The Society for Organizational Learning (SoL) is an American organization founded in 1997 by Peter Senge. It replaced the Center for Organizational Learning at MIT. From 1999 until 2016, SoL published its own journal, "Reflections". Its European Counterpart was the European Consortium for the Learning Organisation (ECLO), established in Brussels in 1990. It was founded by several European multinationals as a response to the US orientated approach of Peter Senge with a special emphasis to the European complexity of regions, nations, history, tradition, etc. Its Journal "The Learner" and its electronic version "eLearner" were among the oldest publications in this field.
SoL communities have emerged around the world, including in France, Sweden, and Singapore. Global coordination of SoL is done by the GASC (Global Association of SoL Communities), also known as Global SoL.
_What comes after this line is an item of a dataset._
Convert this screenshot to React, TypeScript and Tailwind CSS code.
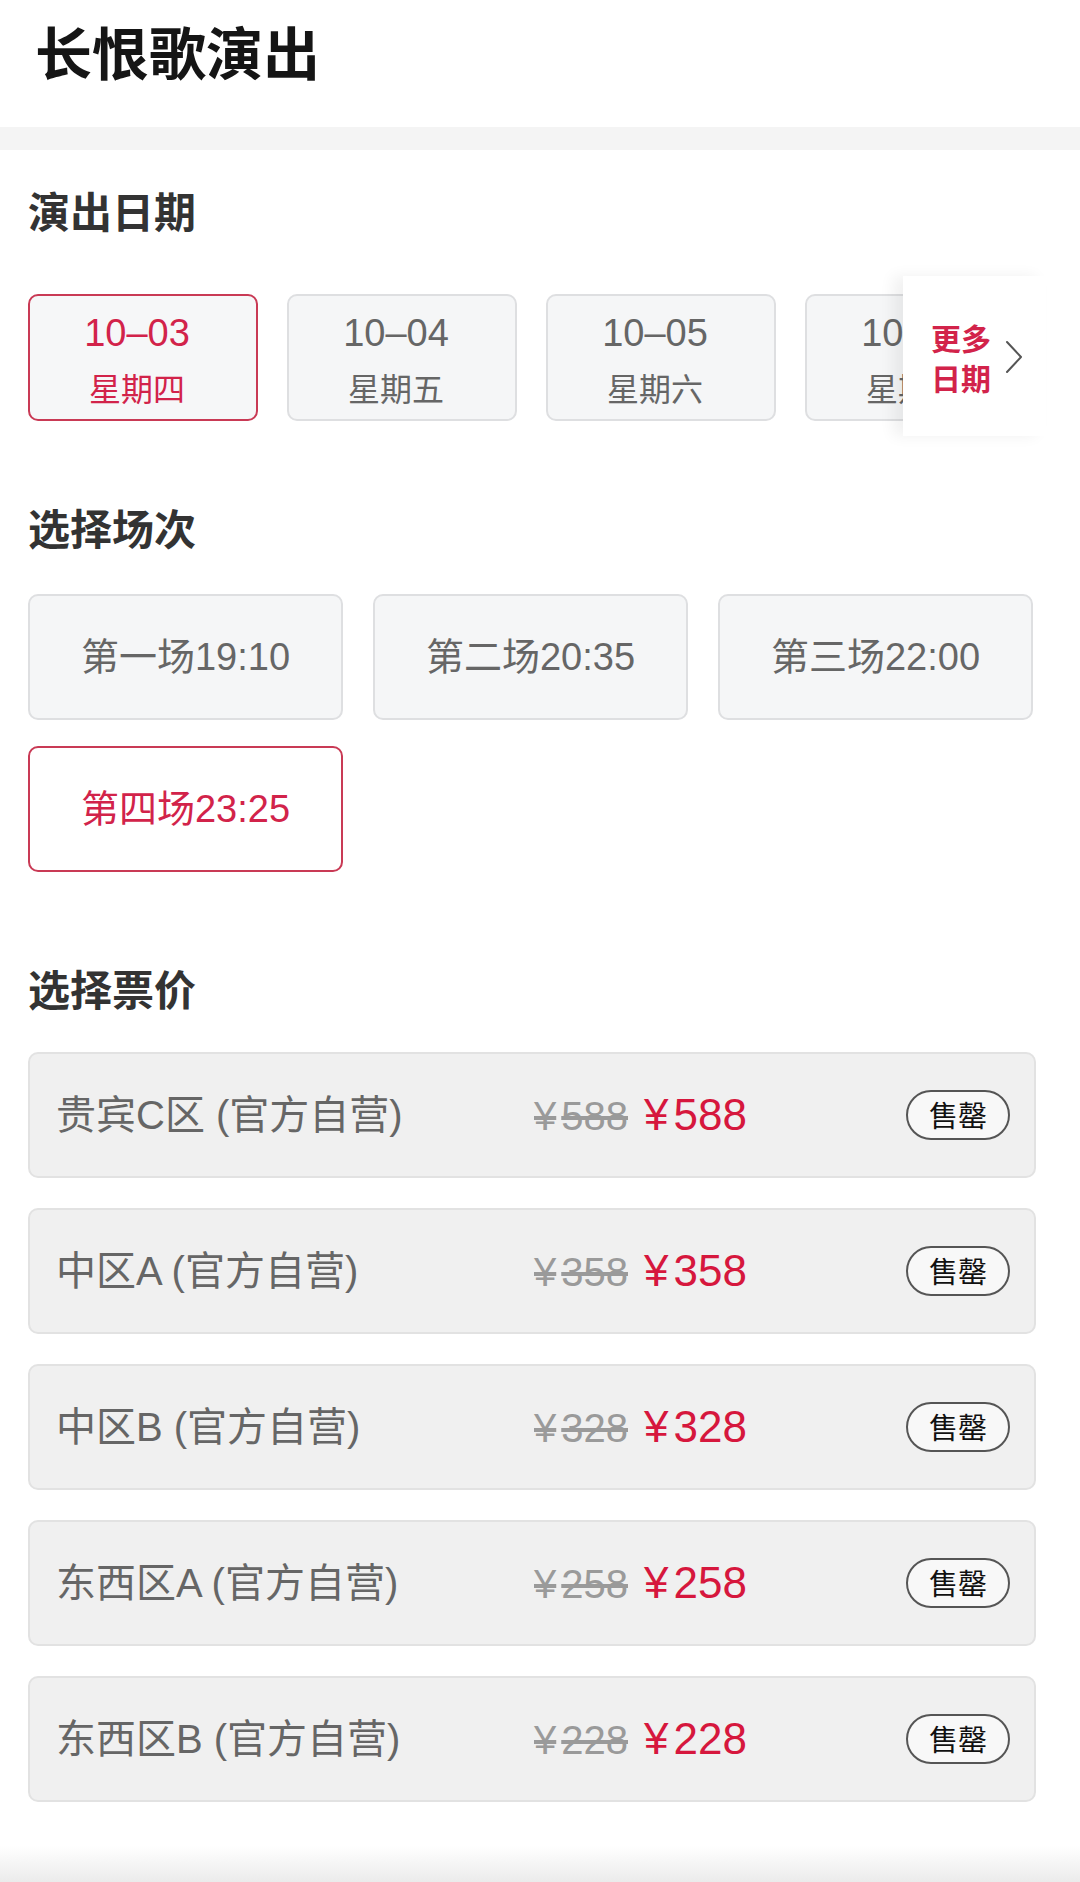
const dates = [
  { day: '10–03', week: '星期四', active: true },
  { day: '10–04', week: '星期五', active: false },
  { day: '10–05', week: '星期六', active: false },
  { day: '10–06', week: '星期日', active: false },
  { day: '10–07', week: '星期一', active: false },
];

const sessions = [
  { label: '第一场19:10', active: false },
  { label: '第二场20:35', active: false },
  { label: '第三场22:00', active: false },
  { label: '第四场23:25', active: true },
];

const prices = [
  { name: '贵宾C区 (官方自营)', price: 588 },
  { name: '中区A (官方自营)', price: 358 },
  { name: '中区B (官方自营)', price: 328 },
  { name: '东西区A (官方自营)', price: 258 },
  { name: '东西区B (官方自营)', price: 228 },
];

function SectionTitle({ children }: { children: string }) {
  return (
    <div className="text-[42px] leading-[40px] font-bold text-[#333] font-['Noto_Sans_CJK_SC',sans-serif]">
      {children}
    </div>
  );
}

export default function App() {
  return (
    <div className="flex flex-col w-full min-h-[1882px] bg-white font-['Liberation_Sans','Noto_Sans_CJK_SC',sans-serif]">
      {/* Header */}
      <div className="h-[127px] flex items-center pl-[35px] pb-[26px]">
        <h1 className="text-[57px] leading-none font-bold text-[#151515] font-['Noto_Sans_CJK_SC',sans-serif]">
          长恨歌演出
        </h1>
      </div>
      <div className="h-[23px] bg-[#f4f4f4]" />

      <div className="pl-[28px] pr-[44px]">
        {/* Dates */}
        <div className="mt-[40px]">
          <SectionTitle>演出日期</SectionTitle>
        </div>
        <div className="relative mt-[64px] mr-[-10px]">
          <div className="flex gap-[29px] overflow-hidden">
            {dates.map((d) => (
              <div
                key={d.day}
                className={`shrink-0 w-[230px] h-[127px] rounded-[10px] border-2 flex flex-col items-center justify-center pr-[12px] pt-[4px] ${
                  d.active
                    ? 'border-[#c93a55] bg-[#f6f7f8] text-[#d2234a]'
                    : 'border-[#dedfe1] bg-[#f5f6f7] text-[#666]'
                }`}
              >
                <span className="text-[38px] leading-[40px]">{d.day}</span>
                <span className="text-[32px] leading-[40px] mt-[14px] font-['Noto_Sans_CJK_SC',sans-serif]">{d.week}</span>
              </div>
            ))}
          </div>
          <div className="absolute right-0 top-[-18px] w-[143px] h-[160px] bg-white shadow-[-10px_0_14px_rgba(0,0,0,0.06)] flex items-center pl-[28px] pt-[2px]">
            <div className="flex flex-col text-[30px] leading-[40px] font-bold text-[#d2234a] font-['Noto_Sans_CJK_SC',sans-serif]">
              <span>更多</span>
              <span>日期</span>
            </div>
            <svg width="18" height="34" viewBox="0 0 18 34" className="ml-[14px]" fill="none">
              <polyline points="2,2 16,17 2,32" stroke="#555" strokeWidth="2" strokeLinecap="round" strokeLinejoin="round" />
            </svg>
          </div>
        </div>

        {/* Sessions */}
        <div className="mt-[86px]">
          <SectionTitle>选择场次</SectionTitle>
        </div>
        <div className="mt-[47px] grid grid-cols-[315px_315px_315px] gap-x-[30px] gap-y-[26px]">
          {sessions.map((s) => (
            <div
              key={s.label}
              className={`h-[126px] rounded-[10px] border-2 flex items-center justify-center text-[38px] ${
                s.active
                  ? 'border-[#c93a55] bg-white text-[#d2234a]'
                  : 'border-[#dedfe1] bg-[#f5f6f7] text-[#666]'
              }`}
            >
              {s.label}
            </div>
          ))}
        </div>

        {/* Prices */}
        <div className="mt-[96px]">
          <SectionTitle>选择票价</SectionTitle>
        </div>
        <div className="mt-[44px] flex flex-col gap-[30px]">
          {prices.map((p) => (
            <div
              key={p.name}
              className="h-[126px] rounded-[10px] border-2 border-[#e2e2e2] bg-[#f0f0f0] flex items-center pl-[26px] pr-[24px]"
            >
              <div className="w-[478px] shrink-0 text-[40px] text-[#666]">{p.name}</div>
              <div className="flex items-baseline gap-[16px]">
                <span className="text-[40px] text-[#9a9a9a] line-through">
                  ¥<span className="ml-[5px]">{p.price}</span>
                </span>
                <span className="text-[44px] text-[#d6173d]">
                  ¥<span className="ml-[5px]">{p.price}</span>
                </span>
              </div>
              <div className="ml-auto w-[104px] h-[50px] rounded-full border-2 border-[#555] bg-[#f8f8f8] flex items-center justify-center text-[29px] text-[#111] font-['Noto_Sans_CJK_SC',sans-serif]">
                售罄
              </div>
            </div>
          ))}
        </div>
      </div>

      <div className="mt-auto h-[36px] bg-gradient-to-b from-white to-[#ebebeb]" />
    </div>
  );
}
This non-profit organisation creates a society of members dedicated to respecting the principles of SOL in the objective of achieving interdependent development of one another. These principles revolve around well-being and performance, a drive to learn, transparency, the need to align with nature, cross-organizational, cross-cultural and cross-generational collaboration, as well as the belief that learning is social.

==Sustainability Consortium==

SoL had a "Sustainability Consortium" which helped large corporations including Unilever, Coca-Cola, Seventh Generation, and Schlumberger share ideas and tackle common issues related to sustainability.
The ECLO regularly cooperated with EU projects to promote the idea of sustainable learning, conceptualizing projects, and disseminating its results.